The GDPR is certainly a good thing for privacy but it has not fixed the problem. It does apply to the big tech firms and the adtech industry but it really hasn’t solved the problem, at least not yet. As documented in this post from Cybehave.no, privacy statements are still too long, too complex, and too hidden for people to care. We all just click “OK” and remain subject to the same advertising driven surveillance as before.

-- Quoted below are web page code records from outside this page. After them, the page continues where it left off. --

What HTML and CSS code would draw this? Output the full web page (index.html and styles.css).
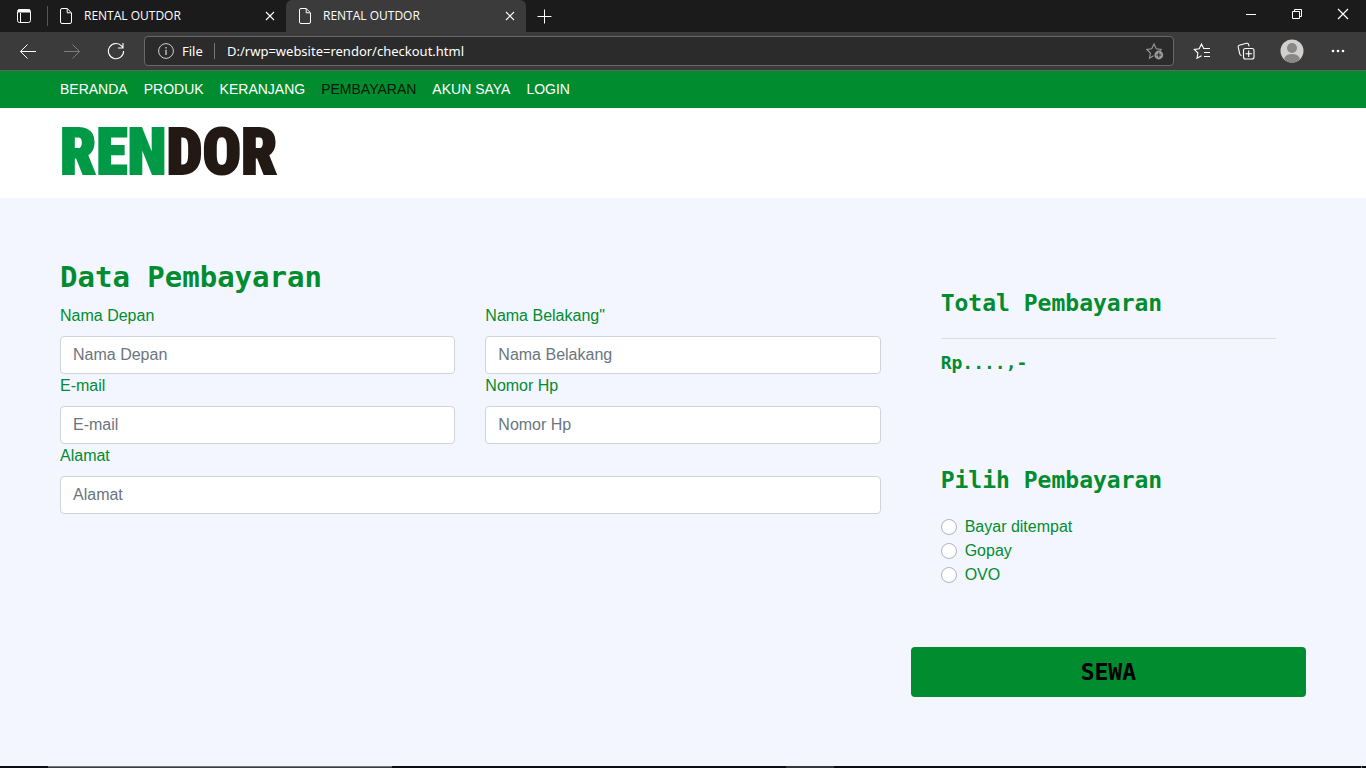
FILE: index.html
```html
<!DOCTYPE html>
<html lang="id">
<head>
<meta charset="utf-8">
<title>RENTAL OUTDOR</title>
<link rel="stylesheet" href="styles.css">
</head>
<body>
<div class="tabbar">
  <button class="tab-menu" aria-label="Tab actions">
    <svg width="16" height="16" viewBox="0 0 16 16" fill="none" stroke="currentColor"><rect x="1.500" y="1.500" width="13" height="13" rx="2"/><path d="M4.500 5v9"/><path d="M2 3h12" stroke-width="3"/></svg>
  </button>
  <div class="tab">
    <svg class="file-icon" width="12" height="16" viewBox="0 0 12 16" fill="none" stroke="currentColor"><path d="M.5 2Q.5.5 2 .5h5.200l4.300 4.300V14q0 1.500-1.500 1.500H2Q.5 15.500.5 14zM7.200.8v4h4"/></svg>
    <span class="tab-title">RENTAL OUTDOR</span>
    <button class="tab-close" aria-label="Close tab"><svg width="10" height="10" viewBox="0 0 10 10" fill="none" stroke="currentColor" stroke-width="1.100"><path d="M1 1l8 8M9 1L1 9"/></svg></button>
  </div>
  <div class="tab tab-active">
    <svg class="file-icon" width="12" height="16" viewBox="0 0 12 16" fill="none" stroke="currentColor"><path d="M.5 2Q.5.5 2 .5h5.200l4.300 4.300V14q0 1.500-1.500 1.500H2Q.5 15.500.5 14zM7.200.8v4h4"/></svg>
    <span class="tab-title">RENTAL OUTDOR</span>
    <button class="tab-close" aria-label="Close tab"><svg width="10" height="10" viewBox="0 0 10 10" fill="none" stroke="currentColor" stroke-width="1.100"><path d="M1 1l8 8M9 1L1 9"/></svg></button>
  </div>
  <button class="new-tab" aria-label="New tab"><svg width="15" height="15" viewBox="0 0 15 15" fill="none" stroke="currentColor"><path d="M7.500.5v14M.5 7.500h14"/></svg></button>
  <div class="window-controls">
    <button aria-label="Minimize"><svg width="10" height="10" viewBox="0 0 10 10" stroke="currentColor"><path d="M0 5.500h10"/></svg></button>
    <button aria-label="Restore"><svg width="10" height="10" viewBox="0 0 10 10" fill="none" stroke="currentColor"><path d="M.5 2.500h7v7h-7zM2.500 2.500v-2h7v7h-2"/></svg></button>
    <button aria-label="Close"><svg width="12" height="12" viewBox="0 0 12 12" fill="none" stroke="currentColor" stroke-width="1.200"><path d="M1 1l10 10M11 1L1 11"/></svg></button>
  </div>
</div>

<div class="toolbar">
  <button class="tool" aria-label="Back"><svg width="18" height="16" viewBox="0 0 18 16" fill="none" stroke="currentColor"><path d="M17 8.500H1.500M8.500 1.500l-7 7 7 7"/></svg></button>
  <button class="tool tool-off" aria-label="Forward"><svg width="18" height="16" viewBox="0 0 18 16" fill="none" stroke="currentColor"><path d="M1 8.500h15.500M9.500 1.500l7 7-7 7"/></svg></button>
  <button class="tool" aria-label="Refresh"><svg width="18" height="18" viewBox="0 0 18 18" fill="none" stroke="currentColor" stroke-width="1.100"><path d="M16.600 9A7.600 7.600 0 1 1 14.800 4.200l1 1.300M16 1v5h-5"/></svg></button>
  <div class="address">
    <svg width="16" height="16" viewBox="0 0 16 16" fill="none" stroke="#d0d0d0"><circle cx="8" cy="8" r="7.400"/><path d="M8 6.800V12M8 4v1.500" stroke-width="1.300"/></svg>
    <label class="scheme" for="url">File</label>
    <input class="url" id="url" type="text" value="D:/rwp=website=rendor/checkout.html">
    <button class="add-favorite" aria-label="Add to favorites"><svg width="18" height="18" viewBox="0 0 18 18" fill="none" stroke="currentColor" stroke-width="1.100"><path d="M7.500 13.800L3.500 16.200l.9-5.200L.8 7.400l4.900-.7L8 2l2.300 4.700 4.900.7-1.200 1.200"/><circle cx="12.800" cy="13" r="4.400" fill="currentColor" stroke="none"/><path d="M12.800 10.600v4.800M10.400 13h4.800" stroke="#2b2b2b"/></svg></button>
  </div>
  <button class="tool" aria-label="Favorites"><svg width="18" height="18" viewBox="0 0 18 18" fill="none" stroke="currentColor" stroke-width="1.100"><path d="M8.500 13.700L4 16.200l.9-5.200L1.300 7.400l4.900-.7L8.500 2l2.200 4.500H17M11 10.500h6M11 14.500h6"/></svg></button>
  <button class="tool" aria-label="Collections"><svg width="18" height="18" viewBox="0 0 18 18" fill="none" stroke="currentColor" stroke-width="1.100"><rect x="6.500" y="6.500" width="10.500" height="10.500" rx="2"/><path d="M11.700 8.500v6.500M8.500 11.700h6.500M4.500 13.400q-1.300-.1-1.700-1.300L1.200 5.200Q.9 3.800 2.200 3.300l7.300-2q1.500-.3 2 1l.6 2"/></svg></button>
  <button class="tool tool-profile" aria-label="Profile"><svg width="24" height="24" viewBox="0 0 24 24"><circle cx="12" cy="12" r="11.500" fill="#d2d0ce"/><circle cx="12" cy="9" r="5" fill="#8a8886"/><path d="M4 20q1.500-5 8-5t8 5q-3 3.500-8 3.500T4 20z" fill="#8a8886"/></svg></button>
  <button class="tool" aria-label="Settings and more"><svg width="14" height="4" viewBox="0 0 14 4" fill="currentColor"><circle cx="2" cy="2" r="1.300"/><circle cx="7" cy="2" r="1.300"/><circle cx="12" cy="2" r="1.300"/></svg></button>
</div>

<nav class="site-nav">
  <a href="#beranda">BERANDA</a>
  <a href="#produk">PRODUK</a>
  <a href="#keranjang">KERANJANG</a>
  <a class="current" href="#pembayaran">PEMBAYARAN</a>
  <a href="#akun">AKUN SAYA</a>
  <a href="#login">LOGIN</a>
</nav>

<header class="brand">
  <a class="logo" href="#beranda"><span class="logo-green">REN</span>DOR</a>
</header>

<main class="checkout">
  <form class="checkout-grid">
    <section class="billing">
      <h1>Data Pembayaran</h1>
      <div class="fields">
        <div class="field"><label for="first">Nama Depan</label><input id="first" type="text" placeholder="Nama Depan"></div>
        <div class="field"><label for="last">Nama Belakang"</label><input id="last" type="text" placeholder="Nama Belakang"></div>
        <div class="field"><label for="email">E-mail</label><input id="email" type="text" placeholder="E-mail"></div>
        <div class="field"><label for="phone">Nomor Hp</label><input id="phone" type="text" placeholder="Nomor Hp"></div>
        <div class="field field-wide"><label for="address">Alamat</label><input id="address" type="text" placeholder="Alamat"></div>
      </div>
    </section>
    <section class="summary">
      <div class="panel total">
        <h2>Total Pembayaran</h2>
        <p class="amount">Rp....,-</p>
      </div>
      <div class="panel">
        <h2>Pilih Pembayaran</h2>
        <div class="methods">
          <label class="method"><input type="radio" name="method">Bayar ditempat</label>
          <label class="method"><input type="radio" name="method">Gopay</label>
          <label class="method"><input type="radio" name="method">OVO</label>
        </div>
      </div>
      <button class="rent" type="button">SEWA</button>
    </section>
  </form>
</main>

<div class="taskbar">
  <span class="task-search"></span>
  <span class="task-app"></span>
  <span class="task-edge"></span>
</div>
</body>
</html>
```

FILE: styles.css
```css
* {
  box-sizing: border-box;
}

body {
  margin: 0;
  min-height: 100vh;
  display: flex;
  flex-direction: column;
  background: #f3f6ff;
  color: #018c2f;
  font: 16px/24px "Liberation Sans", Arial, sans-serif;
}

button {
  padding: 0;
  border: 0;
  background: none;
  color: inherit;
  font: inherit;
}

svg {
  display: block;
  flex: none;
}

/* Browser frame */

.tabbar,
.toolbar {
  display: flex;
  color: #fff;
  font-family: "Open Sans", "Noto Sans", sans-serif;
}

.tabbar {
  height: 32px;
  background: #1b1b1b;
  font-size: 12px;
}

.tab-menu {
  width: 48px;
  display: grid;
  place-items: center;
  background: linear-gradient(#555, #555) right center / 1px 20px no-repeat;
}

.tab {
  width: 238px;
  display: flex;
  align-items: center;
  padding: 0 10px 0 12px;
}

.tab-active {
  width: 240px;
  padding-left: 13px;
  border-radius: 6px 6px 0 0;
  background: #3b3b3b;
}

.tab-title {
  margin-left: 12px;
  flex: 1;
}

.tab-close {
  width: 12px;
  display: grid;
  place-items: center;
}

.new-tab {
  width: 36px;
  display: grid;
  place-items: center;
}

.window-controls {
  margin-left: auto;
  display: flex;
  height: 28px;
}

.window-controls button {
  width: 46px;
  display: grid;
  place-items: center;
}

.toolbar {
  height: 39px;
  padding: 0 6px;
  align-items: center;
  background: #3b3b3b;
  border-bottom: 1px solid #636363;
}

.tool {
  width: 44px;
  height: 30px;
  display: grid;
  place-items: center;
}

.tool-off {
  color: #7d7d7d;
}

.tool-profile {
  width: 48px;
}

.address {
  flex: 1;
  height: 30px;
  margin: 0 6px;
  padding-left: 13px;
  display: flex;
  align-items: center;
  border: 1px solid #686868;
  border-radius: 4px;
  background: #2b2b2b;
  font-family: "Noto Sans", "Open Sans", sans-serif;
  font-size: 13px;
}

.scheme {
  width: 33px;
  margin: 0 12px 0 8px;
  line-height: 16px;
  border-right: 1px solid #777;
}

.url {
  flex: 1;
  padding: 0;
  border: 0;
  outline: 0;
  background: none;
  color: #fff;
  font: inherit;
}

.add-favorite {
  width: 36px;
  display: grid;
  place-items: center;
  color: #9a9a9a;
}

/* Site header */

.site-nav {
  display: flex;
  gap: 16px;
  padding: 8px 60px;
  background: #018c2f;
  font-size: 14px;
  line-height: 21px;
}

.site-nav a {
  color: #fff;
  text-decoration: none;
}

.site-nav .current {
  color: #001a08;
}

.brand {
  padding: 15px 60px;
  background: #fff;
}

.logo {
  display: block;
  color: #231914;
  font: 900 64px/60px "Liberation Sans Narrow", "Roboto Condensed", "DejaVu Sans Condensed", sans-serif;
  text-decoration: none;
  -webkit-text-stroke: 2px currentColor;
}

.logo-green {
  color: #009a46;
}

/* Checkout */

.checkout {
  flex: 1;
  padding: 60px;
}

.checkout-grid {
  display: grid;
  grid-template-columns: repeat(3, 1fr);
  gap: 30px;
}

.billing {
  grid-column: span 2;
}

h1,
h2,
.amount,
.rent {
  margin: 0;
  font-family: "DejaVu Sans Mono", Consolas, monospace;
  font-weight: bold;
}

h1 {
  margin-bottom: 8px;
  font-size: 29px;
  line-height: 38px;
}

h2 {
  font-size: 23px;
  line-height: 30px;
}

.fields {
  display: grid;
  grid-template-columns: 1fr 1fr;
  column-gap: 30px;
}

.field {
  display: flex;
  flex-direction: column;
  gap: 8px;
}

.field-wide {
  grid-column: span 2;
}

.field input {
  height: 38px;
  padding: 6px 12px;
  border: 1px solid #ced4da;
  border-radius: 4px;
  background: #fff;
  color: #495057;
  font: inherit;
}

.field input::placeholder {
  color: #6c757d;
  opacity: 1;
}

.summary {
  display: flex;
  flex-direction: column;
  gap: 60px;
}

.panel {
  padding: 0 30px;
}

.total {
  padding: 30px 30px;
}

.total h2 {
  padding-bottom: 20px;
  border-bottom: 1px solid #dcdde0;
}

.amount {
  margin-top: 12px;
  font-size: 18px;
  line-height: 24px;
}

.methods {
  margin-top: 20px;
}

.method {
  display: flex;
  align-items: center;
  gap: 8px;
}

.method input {
  appearance: none;
  width: 16px;
  height: 16px;
  margin: 0;
  border: 1px solid #adb5bd;
  border-radius: 50%;
  background: #fff;
}

.method input:checked {
  border: 5px solid #018c2f;
}

.rent {
  height: 50px;
  border-radius: 4px;
  background: #018c2f;
  color: #000;
  font-size: 23px;
}

/* Top edge of the desktop taskbar */

.taskbar {
  height: 2px;
  display: flex;
  background: #0c0c14;
}

.task-search {
  width: 344px;
  margin-left: 48px;
  background: #3c3c40;
  border-top: 1px solid #77777a;
}

.task-app {
  width: 48px;
  margin-left: 394px;
  background: #35353b;
}

.task-edge {
  width: 1px;
  margin: 0 4px 0 auto;
  background: #77777a;
}
```
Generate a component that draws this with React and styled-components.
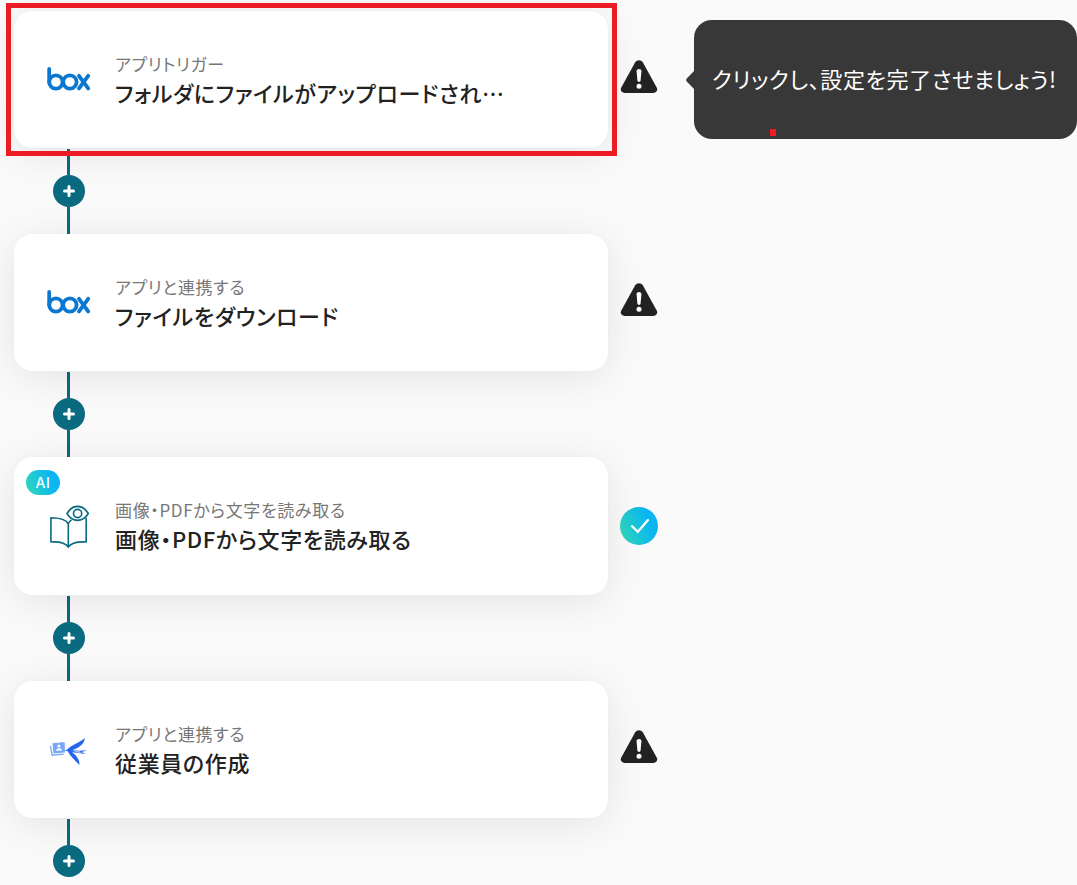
import React from "react";
import styled, { createGlobalStyle } from "styled-components";

const teal = "#0a6a80";
const red = "#ed1c24";

const GlobalStyle = createGlobalStyle`
  * {
    box-sizing: border-box;
  }

  body {
    margin: 0;
    background: #fafafa;
    color: #222;
    font-family: "Noto Sans CJK JP", "Noto Sans", sans-serif;
    font-feature-settings: "palt";
    letter-spacing: 0.04em;
  }
`;

const Page = styled.main`
  min-height: 100vh;
  padding: 11px 0 0 14px;
`;

const Flow = styled.ol`
  margin: 0;
  padding: 0;
  list-style: none;
`;

const Row = styled.div`
  display: grid;
  grid-template-columns: minmax(0, 594px) 38px minmax(0, 1fr);
  column-gap: 12px;
  align-items: center;
`;

const Card = styled.article`
  position: relative;
  display: flex;
  align-items: center;
  gap: 24px;
  min-height: ${(props) => (props.$ai ? "138px" : "137px")};
  padding: 16px 33px;
  border-radius: 18px;
  background: #fff;
  box-shadow: 0 0 1px rgba(0, 0, 0, 0.08), 0 6px 40px rgba(0, 0, 0, 0.09);

  svg {
    flex: none;
  }
`;

const Highlight = styled.span`
  position: absolute;
  inset: -8px -9px -8px -8px;
  border: 5px solid ${red};
  pointer-events: none;
`;

const AiBadge = styled.span`
  position: absolute;
  top: 13px;
  left: 12px;
  width: 34px;
  border-radius: 13px;
  background: linear-gradient(70deg, #2fd9b9, #0bb5f2 75%);
  color: #fff;
  font-family: Inter, "Open Sans", sans-serif;
  font-size: 14px;
  font-weight: 500;
  line-height: 25px;
  text-align: center;
`;

const CardText = styled.div`
  min-width: 0;
`;

const Kind = styled.p`
  margin: 0;
  color: #777;
  font-size: 17px;
  line-height: 24px;
`;

const Title = styled.h2`
  margin: 0;
  overflow: hidden;
  font-size: 22px;
  font-weight: 500;
  line-height: 32px;
  text-overflow: ellipsis;
  white-space: nowrap;
`;

const Status = styled.div`
  display: flex;
  justify-content: center;
  padding-bottom: ${(props) => (props.$warning ? "6px" : "0")};
`;

const Tooltip = styled.div`
  position: relative;
  display: flex;
  align-items: center;
  min-height: 119px;
  margin-left: 24px;
  padding: 0 18px 4px;
  border-radius: 18px;
  background: #383838;
  color: #fff;
  font-size: 22px;
  line-height: 32px;
  white-space: nowrap;
`;

const TooltipArrow = styled.svg`
  position: absolute;
  top: 50%;
  right: 100%;
  transform: translateY(-50%);
`;

const Marker = styled.span`
  position: absolute;
  bottom: 3px;
  left: 76px;
  width: 6px;
  height: 7px;
  background: ${red};
`;

const Connector = styled.div`
  display: flex;
  flex-direction: column;
  align-items: center;
  width: 32px;
  margin-left: 39px;
  padding-top: 1px;
`;

const Line = styled.span`
  width: 3px;
  height: ${(props) => (props.$end ? "27px" : "26px")};
  margin-right: 1px;
  background: ${teal};
`;

const AddButton = styled.button`
  display: grid;
  place-items: center;
  width: 32px;
  height: 32px;
  padding: 0;
  border: 0;
  border-radius: 50%;
  background: ${teal};
  cursor: pointer;
`;

function BoxLogo() {
  return (
    <svg width="44" height="28" viewBox="0 0 44 28" fill="none" stroke="#0a78d0" strokeWidth="3.8" strokeLinecap="round" role="img" aria-label="box">
      <path d="M2.2 3v13" />
      <circle cx="8.9" cy="16" r="6.7" />
      <circle cx="22.900" cy="16" r="6.7" />
      <path d="M32 9.800 41.2 22.400M41.2 9.800 32 22.400" />
    </svg>
  );
}

function ReaderIcon() {
  return (
    <svg width="44" height="44" viewBox="0 -1 44 44" fill="none" stroke={teal} strokeWidth="1.6" strokeLinejoin="round" aria-hidden="true">
      <path d="M21.3 42.2V19C19.3 14.7 13.5 12.7 3.9 12.7V37c8.2-.5 14.3.2 17.4 5.2 3.1-5 9.2-5.7 17.9-5.2V12.8" />
      <path d="M21.3 19c.5-1.9 1.5-3.1 3.2-4.2" />
      <path d="M20 8.5C25.5-1 35.5-1 41.3 8.5 35.5 17.7 25.5 17.7 20 8.5Z" fill="#fff" />
      <circle cx="30.6" cy="8.5" r="4.1" />
    </svg>
  );
}

function SwallowIcon() {
  return (
    <svg width="44" height="44" viewBox="0 -1 44 44" aria-hidden="true">
      <path d="M3.4 17.2 5.2 26.2 16.7 25.2" fill="none" stroke="#78a7f8" strokeWidth="1.3" />
      <path d="M5.5 14.3 10 13.7l1 .6 2-1 4.7-.1.3 10.3L6.5 24.6Z" fill="#78a7f8" />
      <circle cx="11.9" cy="17" r="1.5" fill="#fff" />
      <path d="M8.8 21.8c.2-3.3 6-3.4 6.3-.4Z" fill="#fff" />
      <path d="M17.8 21.7 20.6 20.2C23 16.5 31.500 14.500 37.8 9c-.2 4.500-4 9.500-12.500 12.200l7 .5 7.800-.4-5.200 1.700 3.800 2.100-7-1.200-6.500-.6c4 3.300 7.800 7 7.100 12.700-3.800-4.500-9.500-9.200-11.500-13.800Z" fill="#2566ee" />
      <path d="m25.500 22.300 7 .2 2.300.7-3 .2Z" fill="#fff" />
    </svg>
  );
}

function WarningIcon() {
  return (
    <svg width="38" height="34" viewBox="0 0 38 34" role="img" aria-label="未設定">
      <path d="M15.2 2.2c1.7-2.7 5.9-2.7 7.6 0l13.9 25.2c1.4 2.7-.3 5.6-3.3 5.6H4.6c-3 0-4.700-2.900-3.300-5.600Z" fill="#222" />
      <path d="M16.6 11.2c-.1-3 4.9-3 4.8 0l-.8 9.400c-.2 1.900-3 1.900-3.200 0Z" fill="#fff" />
      <circle cx="19" cy="26.2" r="2.5" fill="#fff" />
    </svg>
  );
}

function DoneIcon() {
  return (
    <svg width="38" height="38" viewBox="0 0 38 38" role="img" aria-label="設定済み">
      <defs>
        <linearGradient id="done" x1="0" y1="0.8" x2="1" y2="0.4">
          <stop offset="0" stopColor="#30dab8" />
          <stop offset="0.8" stopColor="#0bb5f2" />
        </linearGradient>
      </defs>
      <circle cx="19" cy="19" r="19" fill="url(#done)" />
      <path d="m12 19.2 5.8 5.6L28 13" fill="none" stroke="#fff" strokeWidth="2.3" strokeLinecap="round" />
    </svg>
  );
}

const steps = [
  {
    kind: "アプリトリガー",
    title: "フォルダにファイルがアップロードされ…",
    Icon: BoxLogo,
    active: true,
    hint: "クリックし、設定を完了させましょう!",
  },
  { kind: "アプリと連携する", title: "ファイルをダウンロード", Icon: BoxLogo },
  {
    kind: "画像・PDFから文字を読み取る",
    title: "画像・PDFから文字を読み取る",
    Icon: ReaderIcon,
    ai: true,
    done: true,
  },
  { kind: "アプリと連携する", title: "従業員の作成", Icon: SwallowIcon },
];

function Step({ step, last }) {
  const { kind, title, Icon, active, ai, done, hint } = step;
  return (
    <li>
      <Row>
        <Card $ai={ai}>
          {ai && <AiBadge>AI</AiBadge>}
          <Icon />
          <CardText>
            <Kind>{kind}</Kind>
            <Title>{title}</Title>
          </CardText>
          {active && <Highlight />}
        </Card>
        <Status $warning={!done}>{done ? <DoneIcon /> : <WarningIcon />}</Status>
        {hint && (
          <Tooltip role="tooltip">
            <TooltipArrow width="8" height="20" viewBox="0 0 8 20" aria-hidden="true">
              <path d="M8 1v18L.8 11.5Q-.4 10 .8 8.5Z" fill="#383838" />
            </TooltipArrow>
            {hint}
            <Marker />
          </Tooltip>
        )}
      </Row>
      <Connector>
        <Line />
        <AddButton type="button" aria-label="ステップを追加">
          <svg width="12" height="12" viewBox="0 0 12 12" stroke="#fff" strokeWidth="3" strokeLinecap="round" aria-hidden="true">
            <path d="M6 1.5v9M1.5 6h9" />
          </svg>
        </AddButton>
        {!last && <Line $end />}
      </Connector>
    </li>
  );
}

export default function App() {
  return (
    <>
      <GlobalStyle />
      <Page>
        <Flow>
          {steps.map((step, index) => (
            <Step key={index} step={step} last={index === steps.length - 1} />
          ))}
        </Flow>
      </Page>
    </>
  );
}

The other issue we have here is that the GDPR does not apply to national security related data collection. And for that sort of collection, the surveillance state is still growing with more advanced programs, more collection, and more sharing between intelligence partners. In 2018 we got the Australian addition with their rather unpleasant “Assist and access” act allowing for government mandated backdoors in software, and now the US wants to backdoor encrypted communications (again).

Blocking the watchers

It is not very difficult to block the watchers, at least not from advertisers, criminals and non-targeted collection (if a government agency really wants to spy on you as an individual, they will probably succeed). Here’s a quick list of things you can do to feel slightly less watched online:

  • Use an ad-blocker to keep tracking cookies and beacons at bay. uBlock origin is good.
  • Use a VPN service to keep your web traffic away from ISP’s and the access of your telephone company. Make sure you look closely at the practices of your VPN supplier before choosing one.
  • Use end-2-end encrypted messaging for your communications instead of regular phone conversations and text messages. Signal is a good choice until the US actually does introduce backdoor laws (hopefully that doesn’t happen).
  • Use encrypted email, or encrypt the message you are sending. Protonmail is a Swiss webmail alternative that has encryption built-in if you send email to other Protonmail users. It also allows you to encrypt messages to other email services with a password.

If you follow these practices it will generally be very hard to snoop on you.